Remote Access & File Transfer

ssh

  • Description: Securely log in to a remote machine such as an HPC system (server/cluster/supercomputer). Sometimes the hostname is only accessible when you are connected through a VPN such as in ARF cluster but MareNostrum5 or the TRUBA cluster can be accessed without VPN. The first time someone conncets through a particular host, it might ask for some permission setting which can be safely chosen as yes.
  • Usage: ssh username@hostname
  • Example: ssh username@levrek1.ulakbim.gov.tr

scp

  • Description: Securely copy files between hosts.
  • Usage: scp local_file username@hostname:/path/to/destination or `scp username@hostname:/path/to/cluster_file /path/to/local_mcahine
  • Note: While small clusters like TRUBA/ARF provide the same host for login and file transfer, it seems MareNostrum5 provides a separate I/O specialized nodes for data transfer.
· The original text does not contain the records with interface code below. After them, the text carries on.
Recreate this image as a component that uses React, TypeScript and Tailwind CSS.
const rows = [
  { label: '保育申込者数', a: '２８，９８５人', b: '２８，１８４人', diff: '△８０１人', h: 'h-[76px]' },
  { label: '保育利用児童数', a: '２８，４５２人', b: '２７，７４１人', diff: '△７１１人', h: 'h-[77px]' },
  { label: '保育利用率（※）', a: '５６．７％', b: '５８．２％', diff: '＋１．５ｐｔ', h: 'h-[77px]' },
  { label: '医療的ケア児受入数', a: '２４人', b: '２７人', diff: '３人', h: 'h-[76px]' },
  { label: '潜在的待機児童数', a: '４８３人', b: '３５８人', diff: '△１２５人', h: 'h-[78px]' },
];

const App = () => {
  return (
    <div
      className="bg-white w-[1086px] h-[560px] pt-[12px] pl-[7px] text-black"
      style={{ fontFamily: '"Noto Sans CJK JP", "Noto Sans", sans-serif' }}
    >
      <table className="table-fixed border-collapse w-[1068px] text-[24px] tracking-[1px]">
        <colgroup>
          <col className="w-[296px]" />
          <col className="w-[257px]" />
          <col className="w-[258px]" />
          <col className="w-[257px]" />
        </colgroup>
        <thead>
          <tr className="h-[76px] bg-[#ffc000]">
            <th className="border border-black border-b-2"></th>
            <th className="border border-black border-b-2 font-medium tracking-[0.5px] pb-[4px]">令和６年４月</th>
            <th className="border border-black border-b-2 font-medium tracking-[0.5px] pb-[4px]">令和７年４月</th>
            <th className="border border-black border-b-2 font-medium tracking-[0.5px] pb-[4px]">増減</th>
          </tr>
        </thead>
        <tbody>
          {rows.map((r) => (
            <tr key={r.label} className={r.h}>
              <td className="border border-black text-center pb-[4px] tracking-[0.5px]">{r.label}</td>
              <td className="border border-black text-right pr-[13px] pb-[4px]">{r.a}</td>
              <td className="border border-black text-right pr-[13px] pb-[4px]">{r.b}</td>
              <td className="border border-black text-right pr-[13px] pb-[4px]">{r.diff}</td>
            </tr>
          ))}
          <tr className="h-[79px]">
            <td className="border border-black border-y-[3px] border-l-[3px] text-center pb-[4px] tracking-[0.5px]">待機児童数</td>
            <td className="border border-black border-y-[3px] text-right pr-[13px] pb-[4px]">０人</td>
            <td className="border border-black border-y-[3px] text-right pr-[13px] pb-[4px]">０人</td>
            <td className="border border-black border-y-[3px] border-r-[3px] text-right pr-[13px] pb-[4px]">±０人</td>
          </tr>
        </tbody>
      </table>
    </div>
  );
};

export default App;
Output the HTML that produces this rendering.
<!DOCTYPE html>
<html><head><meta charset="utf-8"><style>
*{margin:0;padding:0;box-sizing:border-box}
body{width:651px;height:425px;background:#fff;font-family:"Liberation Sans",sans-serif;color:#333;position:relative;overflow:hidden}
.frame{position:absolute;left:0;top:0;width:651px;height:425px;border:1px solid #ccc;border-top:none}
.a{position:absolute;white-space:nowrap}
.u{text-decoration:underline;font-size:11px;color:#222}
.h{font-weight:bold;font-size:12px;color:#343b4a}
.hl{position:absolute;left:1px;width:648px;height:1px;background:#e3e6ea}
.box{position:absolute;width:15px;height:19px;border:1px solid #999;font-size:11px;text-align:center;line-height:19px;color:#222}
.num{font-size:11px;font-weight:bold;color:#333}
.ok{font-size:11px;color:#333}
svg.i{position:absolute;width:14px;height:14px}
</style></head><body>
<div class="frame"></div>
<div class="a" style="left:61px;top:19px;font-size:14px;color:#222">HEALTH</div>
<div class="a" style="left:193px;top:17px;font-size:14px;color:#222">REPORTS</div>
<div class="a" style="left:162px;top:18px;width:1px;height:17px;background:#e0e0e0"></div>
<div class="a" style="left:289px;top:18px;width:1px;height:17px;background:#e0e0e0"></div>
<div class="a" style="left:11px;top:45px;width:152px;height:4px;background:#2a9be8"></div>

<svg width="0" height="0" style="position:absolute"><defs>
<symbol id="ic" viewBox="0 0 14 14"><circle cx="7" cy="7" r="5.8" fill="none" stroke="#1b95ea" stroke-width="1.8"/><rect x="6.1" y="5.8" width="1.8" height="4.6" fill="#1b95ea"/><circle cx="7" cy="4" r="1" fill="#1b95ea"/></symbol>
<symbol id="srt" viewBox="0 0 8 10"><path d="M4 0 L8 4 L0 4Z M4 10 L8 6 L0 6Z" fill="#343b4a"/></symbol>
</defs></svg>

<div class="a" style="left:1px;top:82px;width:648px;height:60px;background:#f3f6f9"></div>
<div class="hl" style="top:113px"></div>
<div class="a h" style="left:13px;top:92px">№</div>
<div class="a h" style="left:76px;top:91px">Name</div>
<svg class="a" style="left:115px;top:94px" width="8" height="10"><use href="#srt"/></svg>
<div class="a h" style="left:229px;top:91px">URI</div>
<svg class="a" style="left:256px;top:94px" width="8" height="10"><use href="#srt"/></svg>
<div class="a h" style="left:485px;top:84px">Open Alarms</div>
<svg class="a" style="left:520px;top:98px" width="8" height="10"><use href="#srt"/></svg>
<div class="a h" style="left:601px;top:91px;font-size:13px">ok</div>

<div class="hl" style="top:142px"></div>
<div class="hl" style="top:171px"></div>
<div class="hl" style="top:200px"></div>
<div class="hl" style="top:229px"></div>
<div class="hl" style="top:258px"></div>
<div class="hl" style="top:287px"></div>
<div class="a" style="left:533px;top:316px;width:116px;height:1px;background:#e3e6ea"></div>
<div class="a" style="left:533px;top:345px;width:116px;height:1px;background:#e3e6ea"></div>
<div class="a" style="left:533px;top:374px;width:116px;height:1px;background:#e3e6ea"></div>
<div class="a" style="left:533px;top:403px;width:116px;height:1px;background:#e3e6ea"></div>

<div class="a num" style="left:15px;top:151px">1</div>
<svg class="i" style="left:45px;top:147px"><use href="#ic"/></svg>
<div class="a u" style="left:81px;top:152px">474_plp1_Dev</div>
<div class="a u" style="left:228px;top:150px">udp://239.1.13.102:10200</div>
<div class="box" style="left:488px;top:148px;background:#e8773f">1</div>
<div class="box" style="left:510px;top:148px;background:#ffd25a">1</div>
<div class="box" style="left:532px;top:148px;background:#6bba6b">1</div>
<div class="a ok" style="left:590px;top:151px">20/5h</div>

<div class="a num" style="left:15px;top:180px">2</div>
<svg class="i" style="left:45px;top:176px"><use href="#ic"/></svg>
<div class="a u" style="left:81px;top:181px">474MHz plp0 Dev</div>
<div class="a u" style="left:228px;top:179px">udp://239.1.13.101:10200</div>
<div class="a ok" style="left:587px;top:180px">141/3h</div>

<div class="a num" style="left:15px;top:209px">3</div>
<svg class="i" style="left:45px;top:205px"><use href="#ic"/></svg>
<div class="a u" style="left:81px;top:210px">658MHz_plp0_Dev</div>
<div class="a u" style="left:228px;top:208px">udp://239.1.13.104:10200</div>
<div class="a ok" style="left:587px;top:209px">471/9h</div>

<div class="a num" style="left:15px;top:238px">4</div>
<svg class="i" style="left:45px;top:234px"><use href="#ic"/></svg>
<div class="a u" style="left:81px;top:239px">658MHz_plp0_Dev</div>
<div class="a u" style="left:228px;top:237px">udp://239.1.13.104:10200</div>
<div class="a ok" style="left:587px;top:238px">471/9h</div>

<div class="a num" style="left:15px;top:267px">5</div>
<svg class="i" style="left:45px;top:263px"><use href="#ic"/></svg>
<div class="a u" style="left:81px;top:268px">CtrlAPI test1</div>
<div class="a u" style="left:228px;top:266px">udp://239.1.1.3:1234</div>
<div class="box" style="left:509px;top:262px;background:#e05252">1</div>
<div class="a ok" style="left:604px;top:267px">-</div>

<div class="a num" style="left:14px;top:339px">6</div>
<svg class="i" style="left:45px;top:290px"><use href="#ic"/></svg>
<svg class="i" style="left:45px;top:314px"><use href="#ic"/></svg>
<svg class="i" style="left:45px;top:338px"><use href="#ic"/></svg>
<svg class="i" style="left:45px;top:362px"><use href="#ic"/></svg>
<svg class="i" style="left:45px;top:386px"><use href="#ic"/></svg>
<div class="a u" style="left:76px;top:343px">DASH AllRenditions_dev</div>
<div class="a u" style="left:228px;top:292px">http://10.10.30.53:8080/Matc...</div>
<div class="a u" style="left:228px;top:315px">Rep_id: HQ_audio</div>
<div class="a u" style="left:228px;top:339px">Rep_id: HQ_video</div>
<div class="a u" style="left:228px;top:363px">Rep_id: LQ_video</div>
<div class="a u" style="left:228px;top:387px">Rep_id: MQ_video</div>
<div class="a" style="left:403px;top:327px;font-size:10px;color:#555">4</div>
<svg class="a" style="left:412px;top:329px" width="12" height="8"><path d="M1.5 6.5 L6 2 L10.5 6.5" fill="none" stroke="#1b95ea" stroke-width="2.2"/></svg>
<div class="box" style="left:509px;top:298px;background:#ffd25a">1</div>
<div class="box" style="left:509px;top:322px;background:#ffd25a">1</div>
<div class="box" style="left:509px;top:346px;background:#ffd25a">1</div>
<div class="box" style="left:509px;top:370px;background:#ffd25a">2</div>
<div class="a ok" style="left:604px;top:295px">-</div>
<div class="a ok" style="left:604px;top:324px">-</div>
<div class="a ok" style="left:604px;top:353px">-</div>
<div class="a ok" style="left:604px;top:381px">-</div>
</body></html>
It's also possible to transfer data between two clusters if they are connected such as TRUBA and ARF cluster. It can use the -r option like cp

rsync

  • Description: Synchronizes files or directories between systems, efficiently copying only the differences.
  • Usage: rsync -avz source/ destination/
  • Note: This is the best choice to sync local machine with the remote machine. I also prefer using a ignore.txt file that lists all the pattern to ignore, and then use rsync as
    rsync -avz --progress --exclude-from="ignore.txt" username@172.16.6.11:/arf/home/username/my_remote_files/* /home/local_username/my_local_files/
    
    . It can also be used to sync between two local folders. In that case, the -z (compression) option is not needed. Check man rsync to know about other options.